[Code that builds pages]
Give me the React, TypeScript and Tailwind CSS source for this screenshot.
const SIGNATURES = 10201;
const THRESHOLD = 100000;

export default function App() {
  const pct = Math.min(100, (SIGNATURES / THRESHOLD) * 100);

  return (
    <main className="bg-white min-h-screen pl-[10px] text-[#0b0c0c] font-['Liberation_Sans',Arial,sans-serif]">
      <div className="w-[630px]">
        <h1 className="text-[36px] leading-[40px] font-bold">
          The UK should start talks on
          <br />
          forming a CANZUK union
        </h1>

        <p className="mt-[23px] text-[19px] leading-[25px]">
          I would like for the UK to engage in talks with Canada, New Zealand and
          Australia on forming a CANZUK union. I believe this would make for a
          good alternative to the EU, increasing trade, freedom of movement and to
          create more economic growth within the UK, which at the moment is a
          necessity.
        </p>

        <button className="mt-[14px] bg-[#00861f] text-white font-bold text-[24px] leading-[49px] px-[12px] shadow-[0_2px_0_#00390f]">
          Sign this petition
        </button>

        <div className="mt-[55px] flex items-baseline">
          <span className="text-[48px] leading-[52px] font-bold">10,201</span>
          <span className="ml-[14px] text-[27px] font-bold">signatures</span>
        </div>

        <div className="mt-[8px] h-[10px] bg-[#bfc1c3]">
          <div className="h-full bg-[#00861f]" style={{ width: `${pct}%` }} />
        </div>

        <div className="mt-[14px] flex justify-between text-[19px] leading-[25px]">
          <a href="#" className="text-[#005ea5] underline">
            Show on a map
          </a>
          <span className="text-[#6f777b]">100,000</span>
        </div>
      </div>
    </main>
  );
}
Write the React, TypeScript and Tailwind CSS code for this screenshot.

▸ **REQUIREMENTS**: Copy out each line exactly.

▸ **TASK OUTPUT**:
Give me the React, TypeScript and Tailwind CSS source for this screenshot.
const SIGNATURES = 10201;
const THRESHOLD = 100000;

export default function App() {
  const pct = Math.min(100, (SIGNATURES / THRESHOLD) * 100);

  return (
    <main className="bg-white min-h-screen pl-[10px] text-[#0b0c0c] font-['Liberation_Sans',Arial,sans-serif]">
      <div className="w-[630px]">
        <h1 className="text-[36px] leading-[40px] font-bold">
          The UK should start talks on
          <br />
          forming a CANZUK union
        </h1>

        <p className="mt-[23px] text-[19px] leading-[25px]">
          I would like for the UK to engage in talks with Canada, New Zealand and
          Australia on forming a CANZUK union. I believe this would make for a
          good alternative to the EU, increasing trade, freedom of movement and to
          create more economic growth within the UK, which at the moment is a
          necessity.
        </p>

        <button className="mt-[14px] bg-[#00861f] text-white font-bold text-[24px] leading-[49px] px-[12px] shadow-[0_2px_0_#00390f]">
          Sign this petition
        </button>

        <div className="mt-[55px] flex items-baseline">
          <span className="text-[48px] leading-[52px] font-bold">10,201</span>
          <span className="ml-[14px] text-[27px] font-bold">signatures</span>
        </div>

        <div className="mt-[8px] h-[10px] bg-[#bfc1c3]">
          <div className="h-full bg-[#00861f]" style={{ width: `${pct}%` }} />
        </div>

        <div className="mt-[14px] flex justify-between text-[19px] leading-[25px]">
          <a href="#" className="text-[#005ea5] underline">
            Show on a map
          </a>
          <span className="text-[#6f777b]">100,000</span>
        </div>
      </div>
    </main>
  );
}
Write the React, TypeScript and Tailwind CSS code for this screenshot.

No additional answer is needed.